In tal modo, il giudice di secondo grado dimostrava di non aver preso in
considerazione né l’eccezione formulata dall’odierna ricorrente in sede di “memoria di
costituzione e difesa con appello incidentale”, con riferimento alla quantificazione della
pretesa formulata dall’INPS, né la domanda in via subordinata contenuta nella
medesima memoria.
Con la prima deduceva non evincersi se l’INPS aveva tenuto presente quanto
versato da essa società cooperativa per i soci lavoratori durante gli anni in
contestazione.
Con la seconda chiedeva in caso di accoglimento dell’appello dell’Inps e/o
dell’INAIL limitare la condanna al pagamento delle differenze tra quanto dovuto e
quanto già corrisposto a titolo di contributi.
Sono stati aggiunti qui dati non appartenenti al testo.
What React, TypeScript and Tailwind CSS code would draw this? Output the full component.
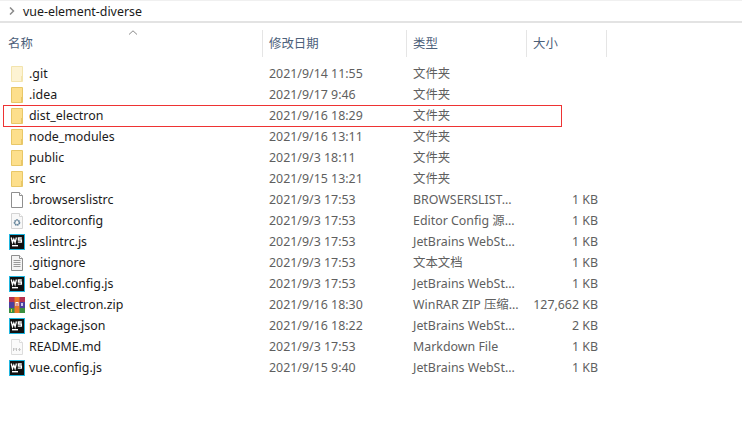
type Kind = "folder" | "folderDim" | "blank" | "config" | "text" | "ws" | "zip" | "md";

interface Item {
  name: string;
  date: string;
  type: string;
  size?: string;
  kind: Kind;
}

const items: Item[] = [
  { name: ".git", date: "2021/9/14 11:55", type: "文件夹", kind: "folderDim" },
  { name: ".idea", date: "2021/9/17 9:46", type: "文件夹", kind: "folder" },
  { name: "dist_electron", date: "2021/9/16 18:29", type: "文件夹", kind: "folder" },
  { name: "node_modules", date: "2021/9/16 13:11", type: "文件夹", kind: "folder" },
  { name: "public", date: "2021/9/3 18:11", type: "文件夹", kind: "folder" },
  { name: "src", date: "2021/9/15 13:21", type: "文件夹", kind: "folder" },
  { name: ".browserslistrc", date: "2021/9/3 17:53", type: "BROWSERSLIST...", size: "1 KB", kind: "blank" },
  { name: ".editorconfig", date: "2021/9/3 17:53", type: "Editor Config 源...", size: "1 KB", kind: "config" },
  { name: ".eslintrc.js", date: "2021/9/3 17:53", type: "JetBrains WebSt...", size: "1 KB", kind: "ws" },
  { name: ".gitignore", date: "2021/9/3 17:53", type: "文本文档", size: "1 KB", kind: "text" },
  { name: "babel.config.js", date: "2021/9/3 17:53", type: "JetBrains WebSt...", size: "1 KB", kind: "ws" },
  { name: "dist_electron.zip", date: "2021/9/16 18:30", type: "WinRAR ZIP 压缩...", size: "127,662 KB", kind: "zip" },
  { name: "package.json", date: "2021/9/16 18:22", type: "JetBrains WebSt...", size: "2 KB", kind: "ws" },
  { name: "README.md", date: "2021/9/3 17:53", type: "Markdown File", size: "1 KB", kind: "md" },
  { name: "vue.config.js", date: "2021/9/15 9:40", type: "JetBrains WebSt...", size: "1 KB", kind: "ws" },
];

function Sheet({ stroke, fill }: { stroke: string; fill: string }) {
  return (
    <>
      <path d="M2.5 .5H10.5L13.5 3.5V15.5H2.5Z" fill={fill} stroke={stroke} />
      <path d="M10.5 .5V3.5H13.5" fill="#fff" stroke={stroke} />
    </>
  );
}

function FileIcon({ kind }: { kind: Kind }) {
  if (kind === "ws") {
    return (
      <svg width="16" height="16" viewBox="0 0 16 16" className="shrink-0">
        <rect x="0" y="0" width="16" height="16" fill="#1fb6e0" />
        <rect x="1" y="1" width="14" height="14" fill="#111" />
        <path d="M2.2 3.5L3.5 8.5L4.8 5L6.1 8.5L7.4 3.5M12.8 4H9.4V6H12.4V8.2H8.8" fill="none" stroke="#fff" strokeWidth="1.3" />
        <rect x="3" y="11" width="6" height="1.4" fill="#fff" />
      </svg>
    );
  }
  if (kind === "zip") {
    return (
      <svg width="16" height="16" viewBox="0 0 16 16" className="shrink-0">
        <rect x="0" y="0" width="16" height="5" fill="#b5314f" />
        <rect x="0" y="5" width="16" height="6" fill="#4b3f9e" />
        <rect x="0" y="11" width="16" height="5" fill="#3b8f3f" />
        <rect x="5.5" y="0" width="5" height="16" fill="#e8782a" />
        <rect x="6.5" y="5" width="3" height="4" fill="#fff" />
        <rect x="7.5" y="6" width="1" height="3" fill="#b5314f" />
        <rect x="2" y="12" width="1" height="3" fill="#e8d24a" />
        <rect x="12" y="6" width="2" height="3" fill="#c9c6e8" />
      </svg>
    );
  }
  if (kind === "blank") {
    return (
      <svg width="16" height="16" viewBox="0 0 16 16" className="shrink-0">
        <Sheet stroke="#8f8f8f" fill="#fff" />
      </svg>
    );
  }
  if (kind === "text") {
    return (
      <svg width="16" height="16" viewBox="0 0 16 16" className="shrink-0">
        <Sheet stroke="#8f8f8f" fill="#f4f4f4" />
        <path d="M4.5 5.5H11.5M4.5 7.5H11.5M4.5 9.5H11.5M4.5 11.5H11.5" stroke="#9a9a9a" />
      </svg>
    );
  }
  if (kind === "config") {
    return (
      <svg width="16" height="16" viewBox="0 0 16 16" className="shrink-0">
        <Sheet stroke="#d4d4d4" fill="#f8f8f8" />
        <circle cx="8" cy="9.5" r="2.4" fill="none" stroke="#5f7f96" strokeWidth="1.8" strokeDasharray="1.4 .5" />
      </svg>
    );
  }
  if (kind === "md") {
    return (
      <svg width="16" height="16" viewBox="0 0 16 16" className="shrink-0">
        <Sheet stroke="#dcdcdc" fill="#fafafa" />
        <path d="M4.5 12V9L6 10.5L7.5 9V12M10.5 9V12M9.2 10.6H11.8" fill="none" stroke="#c4c4c4" />
      </svg>
    );
  }
  const dim = kind === "folderDim";
  return (
    <svg width="16" height="16" viewBox="0 0 16 16" className="shrink-0">
      <path
        d="M2.5 .5H13.5V15.5H2.5Z"
        fill={dim ? "#fdf3d3" : "#fddf8c"}
        stroke={dim ? "#f3e4ad" : "#e8c767"}
      />
      <rect x="12" y="10" width="2" height="5" fill={dim ? "#f3e4ad" : "#e8c767"} />
    </svg>
  );
}

export default function App() {
  return (
    <div className="h-[423px] w-[742px] overflow-hidden bg-white font-['Noto_Sans','Noto_Sans_CJK_SC',sans-serif] text-[12.4px] leading-[21px]">
      <div className="flex h-[23px] items-center border-t border-b-2 border-t-[#f0f0f0] border-b-[#e3e3e3] pl-[9px]">
        <svg width="6" height="8" viewBox="0 0 6 8" className="shrink-0">
          <path d="M1 .5L4.5 4L1 7.5" fill="none" stroke="#8a8a8a" strokeWidth="1.5" />
        </svg>
        <span className="ml-[8px] text-[#1a1a1a]">vue-element-diverse</span>
      </div>

      <div className="mt-[7px] flex h-[27px] text-[#4c607a]">
        <div className="relative flex w-[263px] items-center border-r border-[#e5e5e5] pl-[8px]">
          名称
          <svg width="10" height="5" viewBox="0 0 10 5" className="absolute top-0 left-[128px]">
            <path d="M1 4.5L5 .8L9 4.5" fill="none" stroke="#8a8a8a" />
          </svg>
        </div>
        <div className="flex w-[144px] items-center border-r border-[#e5e5e5] pl-[6px]">修改日期</div>
        <div className="flex w-[120px] items-center border-r border-[#e5e5e5] pl-[6px]">类型</div>
        <div className="flex w-[80px] items-center border-r border-[#e5e5e5] pl-[6px]">大小</div>
      </div>

      <div className="relative mt-[6px]">
        {items.map((item) => (
          <div key={item.name} className="flex h-[21px] items-center text-[#5f5f5f]">
            <div className="flex w-[269px] items-center gap-[4px] pl-[9px]">
              <FileIcon kind={item.kind} />
              <span className="text-[#1a1a1a]">{item.name}</span>
            </div>
            <div className="w-[144px]">{item.date}</div>
            <div className="w-[110px] whitespace-nowrap">{item.type}</div>
            <div className="w-[75px] text-right">{item.size}</div>
          </div>
        ))}
        <div className="pointer-events-none absolute top-[42px] left-[3px] h-[22px] w-[559px] border border-[#ee3333]" />
      </div>
    </div>
  );
}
3. Il motivo è inammissibile.
4

Occorre premettere che anche laddove vengano denunciati con il ricorso per
cassazione “errores in procedendo”, in relazione ai quali la Corte è anche giudice del
fatto, potendo accedere direttamente all’esame degli atti processuali del fascicolo di
merito, si prospetta preliminare ad ogni altra questione quella concernente
l’ammissibilità del motivo in relazione ai termini in cui è stato esposto, con la
conseguenza che, solo quando sia stata accertata la sussistenza di tale ammissibilità
diventa possibile valutare la fondatezza del motivo medesimo e, dunque, esclusivamente
nell’ambito di quest’ultima valutazione, la Corte di cassazione può e deve procedere
direttamente all’esame ed all’interpretazione degli atti processuali (Cass., n. 12664 del
2014).
Nella specie, la prospettazione della censura manca di riferimenti volti a farne
valutare la rilevanza, anche in relazione all’effettività della contestazione che sarebbe
stata formulata in sede di merito, atteso che la sentenza della Corte d’Appello la
esclude, quali la specificazione dei pagamenti, quantificazione, modalità, imputazione,
che si assumono fatti.
4. Il ricorso deve essere rigettato.
5. Le spese seguono la soccombenza e sono liquidate come in dispositivo.
PQM
La Corte rigetta il ricorso. Condanna la ricorrente al pagamento delle spese di
giudizio che liquida in favore dell’INPS in euro tremila per compensi professionali,
oltre euro cento per esborsi e accessori. Nulla spese per Uniriscossione spa.